Tüm bunlar yaşandıktan sonra bir de Bahçeli ile Erdoğan baş başa görüşme yaptı. Tüm bunlara bakınca “AKP-MHP ittifakında makas mı değişiyor” sorusu akıllara geliyor. Biraz daha açarak soruyu şu netlikte sorabiliriz: 7 Haziran 2015 seçiminden bu yana adım adım inşa edilen ve tek adam rejimine dönüşen sistemin sahipleri tıkandıklarını kabul edip yeni bir yol mu arıyorlar?
Bu soruya kestirmeden “evet” yanıtı vermek kolaya kaçmak olur. Çünkü hangi sıcak mesajı verirse versin halihazırda MHP ve Bahçeli böyle bir makas değişikliğinin önündeki en önemli engellerinden biri olarak duruyor. Farz edelim ki Bahçeli öyle ya da böyle ikna edildi. Yine iş o kadar kolay değil.
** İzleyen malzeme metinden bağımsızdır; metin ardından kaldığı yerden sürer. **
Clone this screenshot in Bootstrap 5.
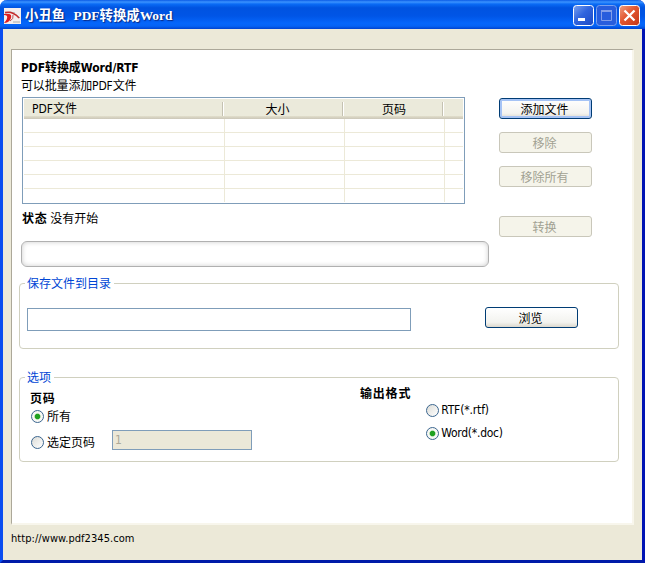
<!DOCTYPE html>
<html lang="zh-CN">
<head>
<meta charset="utf-8">
<title>小丑鱼 PDF转换成Word</title>
<link href="https://cdn.jsdelivr.net/npm/bootstrap@5.3.0/dist/css/bootstrap.min.css" rel="stylesheet">
<style>
body{font:12px/16px "DejaVu Sans Condensed","DejaVu Sans","Noto Sans CJK SC",sans-serif;color:#000;background:#fff;white-space:nowrap}
.zh{font-family:"Noto Sans CJK SC",sans-serif}
.xp-window{width:645px;height:563px;background:#ece9d8;border:solid #0831d9;border-width:0 3px 3px;border-color:#0831d9 #0013b4 #001ba8 #0a4df0;border-radius:7px 7px 0 0}
.xp-title{height:29px;margin:0 -3px;padding:2px 5px 0 4px;border-radius:7px 7px 0 0;background:linear-gradient(#0b5be5 0,#3b93ff 7%,#0a6bf5 14%,#0053e0 27%,#0055e6 55%,#0566fb 80%,#0563f5 90%,#0043cf 100%)}
.xp-name{font:bold 13.4px/27px "Liberation Serif","Noto Sans CJK SC",serif;color:#fff;text-shadow:1px 1px 1px #0b2a83;margin-left:4px;word-spacing:5px}
.controls{gap:2px}
.ctl{width:21px;height:21px;display:block}
.xp-panel{margin:20px 8px 0;height:476px;border:1px solid #aca899;border-right:2px solid #f8f6ec;border-bottom:2px solid #f8f6ec;background:#fff;padding:10px 0 0 7px}
.upper{height:181px}
.upper-main{padding-left:3px}
.heading{line-height:17px;letter-spacing:-.08px;margin-left:-1px}
.subheading{line-height:18px;letter-spacing:-.15px;margin-left:-1px}
.files{width:443px;height:107px;border:1px solid #7f9db9;padding:1px;margin-top:2px}
.files-head{height:20px;line-height:19px;background:linear-gradient(#ebeadb 0 84%,#dcd8c6 88%,#cbc7b8 100%)}
.files-head>div{height:20px;position:relative}
.files-head>.c1{line-height:21px}
.files-head>div:not(:last-child)::after{content:"";position:absolute;right:0;top:3px;width:2px;height:14px;background:linear-gradient(90deg,#c5c2b2 50%,#fff 50%)}
.cell{height:14px;border-right:1px solid #ece9d8;border-bottom:1px solid #ece9d8}
.files-row:last-child .cell{border-bottom:0;height:13px}
.c1{width:200px}.c2{width:120px}.c3{width:100px}
.files-body .c1{width:201px}
.size-head{padding-right:13px}
.state{padding-top:6px}
.side{margin-left:10px;padding-top:38px}
.xp-btn{width:93px;height:21px;padding:0 2px 0 0;border:1px solid #003c74;border-radius:3px;font:12px/18px "Noto Sans CJK SC",sans-serif;color:#000;background:linear-gradient(#fff,#f3f3ef 75%,#dcd8cd);text-align:center;display:block}
.side .xp-btn+.xp-btn{margin-top:13px}
.side .xp-btn:last-child{margin-top:29px!important}
.xp-btn.main{box-shadow:inset 0 0 0 2px #a5c3f5}
.xp-btn:disabled{border-color:#c9c7ba;background:#f5f4ea;color:#a1a192;opacity:1}
.browse{margin:-1px 0 0 74px}
.bar{width:468px;height:26px;margin:15px 0 0 -1px;border:1px solid #b0b0b0;border-radius:6px;background:#fff;box-shadow:inset 0 0 5px 0 #ccc}
.group{width:600px;border:1px solid #d0d0bf;border-radius:4px}
.group>legend{float:none;width:auto;margin:0 0 0 5px;padding:0 3px 0 2px;font-size:12px;line-height:16px;color:#0046d5}
.save-group{height:74px;margin-top:34px}
.save-row{padding:17px 0 0 7px}
.option-group{height:93px;margin-top:20px}
.pages{width:330px;padding-top:5px}
.all-pages{margin:2px 0 0 1px}
.some-pages{margin:6px 0 0 1px}
.some-pages label{width:81px;padding-top:4px}
.strong-zh{letter-spacing:.8px}
.formats{padding:17px 0 0 15px;letter-spacing:-.15px}
.formats .dot{margin-right:2px}
.formats label+label{margin-top:7px;letter-spacing:-.25px}
.field{height:23px;width:384px;border:1px solid #7f9db9;background:#fff;padding:0 2px;border-radius:0;font:12px/18px "DejaVu Sans Condensed",sans-serif}
.field:disabled{background:#ebe8d8;color:#aca899;width:140px;height:20px}
.dot{appearance:none;width:13px;height:13px;margin:0 3px 0 0;flex:none;border:1px solid #3b668f;border-radius:50%;background:linear-gradient(135deg,#dcdcd7,#fff)}
.dot:checked{background:radial-gradient(circle,#21a121 0 2.3px,#b5e0b0 3px,#f8f8f5 3.5px)}
.xp-status{padding:6px 0 0 8px;font-size:11px;letter-spacing:.06px}
</style>
<script src="https://cdn.jsdelivr.net/npm/bootstrap@5.3.0/dist/js/bootstrap.bundle.min.js"></script>
</head>
<body>
<div class="xp-window">
  <header class="xp-title d-flex align-items-center">
    <svg width="17" height="16" viewBox="0 0 17 16"><path fill="#f3eeee" d="M0 0h17v16H0z"/><path d="M1 5l5-1 5 1M11 6l5 4M9 14h7" stroke="#aaa" fill="none"/><path d="M1 4.500Q9 3 15 10" stroke="#c92a2a" stroke-width="1.300" fill="none"/><path d="M0 6q5-1 7 1 1 4-3 7-2 1-4 1 4-4 3-7-1-1-3-1z" fill="#e01d20"/><path d="M6 13q4-2 3-6" fill="none" stroke="#b55"/></svg>
    <div class="xp-name flex-grow-1">小丑鱼 PDF转换成Word</div>
    <div class="controls d-flex">
      <svg class="ctl" viewBox="0 0 21 21"><defs><linearGradient id="b" x2="1" y2="1"><stop stop-color="#7ba2ef"/><stop offset=".45" stop-color="#3165de"/><stop offset="1" stop-color="#1d49c4"/></linearGradient><linearGradient id="r" x2="1" y2="1"><stop stop-color="#f0a083"/><stop offset=".45" stop-color="#e25630"/><stop offset="1" stop-color="#c43616"/></linearGradient></defs><rect x=".5" y=".5" width="20" height="20" rx="3" fill="url(#b)" stroke="#fff"/><path fill="#fff" d="M5 13h7v3H5z"/></svg>
      <svg class="ctl" viewBox="0 0 21 21"><rect x=".5" y=".5" width="20" height="20" rx="3" fill="#285ddd" stroke="#7aa0ef"/><path d="M5.500 6v9.500h10V6" fill="none" stroke="#829eea"/><path d="M5 5h11v2H5z" fill="#829eea"/></svg>
      <svg class="ctl" viewBox="0 0 21 21"><rect x=".5" y=".5" width="20" height="20" rx="3" fill="url(#r)" stroke="#fff"/><path d="m5.500 5.500 10 10m0-10-10 10" stroke="#fff" stroke-width="2.300"/></svg>
    </div>
  </header>
  <main class="xp-panel">
    <div class="upper d-flex">
      <div class="upper-main">
        <div class="heading fw-bold">PDF转换成Word/RTF</div>
        <div class="subheading">可以批量添加PDF文件</div>
        <div class="files">
          <div class="files-head d-flex">
            <div class="c1 ps-2">PDF文件</div><div class="c2 zh text-center size-head">大小</div><div class="c3 zh text-center">页码</div><div class="flex-grow-1"></div>
          </div>
          <div class="files-body">
            <div class="files-row d-flex"><div class="cell c1"></div><div class="cell c2"></div><div class="cell c3"></div><div class="cell border-end-0 flex-grow-1"></div></div>
            <div class="files-row d-flex"><div class="cell c1"></div><div class="cell c2"></div><div class="cell c3"></div><div class="cell border-end-0 flex-grow-1"></div></div>
            <div class="files-row d-flex"><div class="cell c1"></div><div class="cell c2"></div><div class="cell c3"></div><div class="cell border-end-0 flex-grow-1"></div></div>
            <div class="files-row d-flex"><div class="cell c1"></div><div class="cell c2"></div><div class="cell c3"></div><div class="cell border-end-0 flex-grow-1"></div></div>
            <div class="files-row d-flex"><div class="cell c1"></div><div class="cell c2"></div><div class="cell c3"></div><div class="cell border-end-0 flex-grow-1"></div></div>
            <div class="files-row d-flex"><div class="cell c1"></div><div class="cell c2"></div><div class="cell c3"></div><div class="cell border-end-0 flex-grow-1"></div></div>
          </div>
        </div>
        <div class="state zh"><b class="strong-zh">状态</b> 没有开始</div>
        <div class="bar"></div>
      </div>
      <div class="side">
        <button class="xp-btn main">添加文件</button>
        <button class="xp-btn" disabled>移除</button>
        <button class="xp-btn" disabled>移除所有</button>
        <button class="xp-btn" disabled>转换</button>
      </div>
    </div>
    <fieldset class="group save-group">
      <legend class="zh">保存文件到目录</legend>
      <div class="save-row d-flex align-items-start">
        <input class="field"><button class="xp-btn browse">浏览</button>
      </div>
    </fieldset>
    <fieldset class="group option-group">
      <legend class="zh">选项</legend>
      <div class="d-flex" style="padding-left:10px">
        <div class="pages">
          <div class="zh fw-bold strong-zh">页码</div>
          <label class="all-pages zh d-flex align-items-center"><input type="radio" name="pages" class="dot" checked>所有</label>
          <div class="some-pages d-flex align-items-start">
            <label class="zh d-flex align-items-center"><input type="radio" name="pages" class="dot">选定页码</label>
            <input class="field" value="1" disabled>
          </div>
        </div>
        <div class="zh fw-bold strong-zh">输出格式</div>
        <div class="formats">
          <label class="d-flex align-items-center"><input type="radio" name="fmt" class="dot">RTF(*.rtf)</label>
          <label class="d-flex align-items-center"><input type="radio" name="fmt" class="dot" checked>Word(*.doc)</label>
        </div>
      </div>
    </fieldset>
  </main>
  <footer class="xp-status">http://www.pdf2345.com</footer>
</div>
</body>
</html>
Rejim içinde ikili bir ittifak hukukunun yeterli olacağını söylemek çok zor. Mafyasından tarikatlara kadar uzanan geniş bir yelpazeden bahsediyoruz ve aynı anda ortak yürüyüşe devam etmeleri mümkün değil.
Böyle de olsa geçen hafta 24 saat içinde yaşananların bakiyesi ne oldu ona bir bakmak lazım. İktidar oyun alanını biraz daha genişletti. Daha da önemlisi biraz daha genişleme alanı olduğunu fark etti.
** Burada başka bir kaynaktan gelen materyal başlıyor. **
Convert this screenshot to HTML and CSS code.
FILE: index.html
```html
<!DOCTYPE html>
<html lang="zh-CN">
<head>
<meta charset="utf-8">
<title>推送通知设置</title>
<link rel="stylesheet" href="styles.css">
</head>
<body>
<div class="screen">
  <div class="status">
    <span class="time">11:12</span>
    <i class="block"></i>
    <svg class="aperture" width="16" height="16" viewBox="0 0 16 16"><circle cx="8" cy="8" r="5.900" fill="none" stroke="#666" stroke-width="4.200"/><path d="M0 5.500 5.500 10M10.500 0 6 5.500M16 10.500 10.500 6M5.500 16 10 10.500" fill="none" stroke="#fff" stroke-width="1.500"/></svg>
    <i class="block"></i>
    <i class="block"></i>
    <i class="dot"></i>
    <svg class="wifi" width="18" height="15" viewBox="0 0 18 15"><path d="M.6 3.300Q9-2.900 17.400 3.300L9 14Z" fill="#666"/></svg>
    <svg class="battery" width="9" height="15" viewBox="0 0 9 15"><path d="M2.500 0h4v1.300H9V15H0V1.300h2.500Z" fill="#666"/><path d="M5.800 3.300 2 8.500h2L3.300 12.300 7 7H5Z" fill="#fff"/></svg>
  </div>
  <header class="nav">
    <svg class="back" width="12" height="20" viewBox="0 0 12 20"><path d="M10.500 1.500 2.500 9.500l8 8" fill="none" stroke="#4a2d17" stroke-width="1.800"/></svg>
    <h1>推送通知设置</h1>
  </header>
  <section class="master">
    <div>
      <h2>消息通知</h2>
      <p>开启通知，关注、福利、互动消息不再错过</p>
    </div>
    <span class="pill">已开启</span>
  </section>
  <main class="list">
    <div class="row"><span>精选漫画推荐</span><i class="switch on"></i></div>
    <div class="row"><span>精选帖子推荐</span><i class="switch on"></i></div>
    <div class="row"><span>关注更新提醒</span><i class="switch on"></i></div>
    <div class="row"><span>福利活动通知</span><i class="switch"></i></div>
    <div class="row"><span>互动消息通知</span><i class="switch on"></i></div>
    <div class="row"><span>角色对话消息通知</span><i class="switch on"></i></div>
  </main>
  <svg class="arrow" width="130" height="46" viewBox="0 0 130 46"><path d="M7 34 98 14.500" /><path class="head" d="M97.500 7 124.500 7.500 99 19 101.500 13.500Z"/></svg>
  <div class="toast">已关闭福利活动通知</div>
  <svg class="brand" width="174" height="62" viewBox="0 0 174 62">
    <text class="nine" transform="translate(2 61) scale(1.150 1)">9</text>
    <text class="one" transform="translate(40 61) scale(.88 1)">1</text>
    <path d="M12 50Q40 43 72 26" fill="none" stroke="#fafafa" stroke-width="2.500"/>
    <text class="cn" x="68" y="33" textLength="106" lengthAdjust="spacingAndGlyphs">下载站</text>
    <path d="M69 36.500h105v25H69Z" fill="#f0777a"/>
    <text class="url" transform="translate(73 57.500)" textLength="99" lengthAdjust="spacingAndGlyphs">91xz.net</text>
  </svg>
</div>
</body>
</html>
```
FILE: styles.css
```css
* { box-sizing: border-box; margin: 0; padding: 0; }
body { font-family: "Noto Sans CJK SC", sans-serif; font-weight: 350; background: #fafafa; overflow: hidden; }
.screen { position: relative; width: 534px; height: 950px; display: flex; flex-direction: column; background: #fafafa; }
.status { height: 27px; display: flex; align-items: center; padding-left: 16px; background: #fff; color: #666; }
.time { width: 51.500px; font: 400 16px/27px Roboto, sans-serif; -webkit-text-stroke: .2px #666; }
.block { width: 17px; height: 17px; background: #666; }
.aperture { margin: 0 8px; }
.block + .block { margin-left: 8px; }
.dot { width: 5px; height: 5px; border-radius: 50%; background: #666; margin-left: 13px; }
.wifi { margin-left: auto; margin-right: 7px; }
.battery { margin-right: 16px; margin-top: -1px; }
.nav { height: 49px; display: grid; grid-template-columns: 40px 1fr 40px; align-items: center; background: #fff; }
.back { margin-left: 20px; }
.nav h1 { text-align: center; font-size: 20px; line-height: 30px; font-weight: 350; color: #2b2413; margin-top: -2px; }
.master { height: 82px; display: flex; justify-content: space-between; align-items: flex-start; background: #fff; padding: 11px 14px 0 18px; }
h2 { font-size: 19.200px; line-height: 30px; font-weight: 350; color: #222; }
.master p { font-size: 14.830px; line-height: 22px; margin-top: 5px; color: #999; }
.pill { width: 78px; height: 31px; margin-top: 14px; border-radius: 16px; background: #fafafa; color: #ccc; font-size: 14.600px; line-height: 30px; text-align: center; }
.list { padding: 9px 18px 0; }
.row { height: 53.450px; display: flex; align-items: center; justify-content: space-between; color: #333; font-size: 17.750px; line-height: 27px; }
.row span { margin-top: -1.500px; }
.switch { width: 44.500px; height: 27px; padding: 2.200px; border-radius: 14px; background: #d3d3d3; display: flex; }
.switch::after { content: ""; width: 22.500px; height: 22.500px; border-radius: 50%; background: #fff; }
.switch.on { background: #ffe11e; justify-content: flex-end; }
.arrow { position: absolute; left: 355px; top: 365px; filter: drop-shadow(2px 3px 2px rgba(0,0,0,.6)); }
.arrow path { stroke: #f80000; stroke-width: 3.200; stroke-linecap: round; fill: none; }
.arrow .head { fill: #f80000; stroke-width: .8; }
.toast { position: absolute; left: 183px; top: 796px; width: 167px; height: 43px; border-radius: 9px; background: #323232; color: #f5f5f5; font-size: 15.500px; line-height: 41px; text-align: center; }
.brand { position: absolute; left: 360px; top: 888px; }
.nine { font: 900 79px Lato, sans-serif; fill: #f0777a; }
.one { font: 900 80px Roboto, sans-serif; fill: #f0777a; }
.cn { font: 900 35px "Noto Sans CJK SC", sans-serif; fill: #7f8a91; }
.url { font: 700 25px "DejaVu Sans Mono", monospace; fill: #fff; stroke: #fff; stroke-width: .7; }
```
Muhalefetin kafa karışıklığının kendi tabanını bile endişelendirecek boyuta geldiğine tanıklık etmiş olduk. 31 Mart seçim başarısına rağmen başta anamuhalefet partisi olmak üzere hiçbir partide sular tamamen durulmuş değil.
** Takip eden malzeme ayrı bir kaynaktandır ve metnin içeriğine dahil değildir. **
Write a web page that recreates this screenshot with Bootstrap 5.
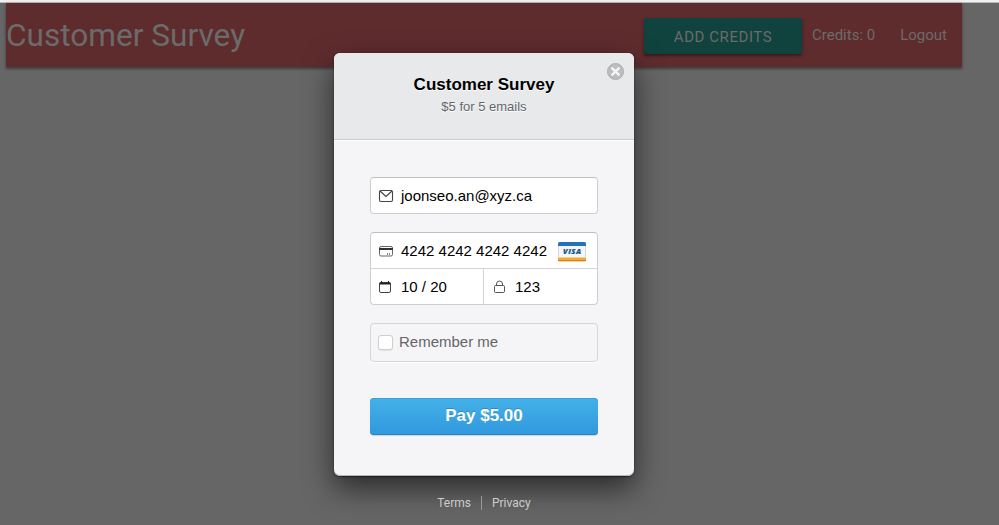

İktidarla muhalefet arasında yaşanan muğlak durumun toplumda yansıması siyasette “güvensizlik” oluyor. Bu durumun diğer bir doğal sonucu da halkın köşesine çekilmesi oluyor.
İşin kötüsü iktidar hiçbir çaba harcamadan daha, sadece lafını ederek muhalefettin dengesini bozmayı başardı ve bu durumun farkında.
İktidar ekonomik ve siyasal alanda sıkıştı. Çıkış bulamıyor. Durumu idare etmeye, zaman kazanmaya çalışıyor. Neredeyse kendiliğinden çözülmeye başlayan bir rejim var. Ama bir şeyi başardı. O da Meclis muhalefetini rejimin sınırlarına hapsetmek oldu. Bu o kadar etkili bir hal aldı ki bitmiş tükenmiş tartışmalar bir anda yeniden alevlenebiliyor.
1 Ekim tarihinde gerçekleşen Meclis açılışından hemen ertesi gün DEM Parti Eş Başkanı Tuncer Bakırhan grup toplantısında “Yeni ve demokratik bir Anayasa konusunda herkese açık çağrımızdır: Ön yargılarınızı bir kenara bırakın, gelin hep beraber demokratik ve özgürlükçü bir anayasa için çalışalım” diyerek anayasa tartışmasına katkı yaptı. Bu ve benzeri açıklamalar partilerden daha önce de yapılmıştı. Ama Bahçeli temasından sonra bu açıklamanın yapılmış olması daha fazla ilgi çekmesine neden oldu. Benzer bir durum sınır ötesi tezkereleri için de geçerli. İç cephenin gönüllü taşıyıcısı durama düşüyorlar.
BÖYLE DEVAM EDER Mİ?
İktidarla kendi seçmeni arasında açılan makasın, muhalefet partileri için de geçerli olduğu söylenecek noktaya gelindi. Geçen hafta yayınlanan iki kamuoyu yoklaması muhalefet partilerinin yönetimiyle seçmenin başka duygular içerisinde olduğunu gösterdi. Türkiye’de yaşayanların yüzde 70’i durumundan memnun değil. Yine yüzde 72’si de muhalefet boşluğunun olduğunu düşünüyor. CHP seçmeninin içinde bu oran yüzde 75’lere kadar yükseldi. Sadece bu tablo bile tek başına muhalefet açsından durumun böyle devam edemeyeceğini gösteriyor. Bu durumun ötesinde ülkenin gerçekliği de muhalefetin rutinine boğulmuş bu haline pirim verecek durumda değil.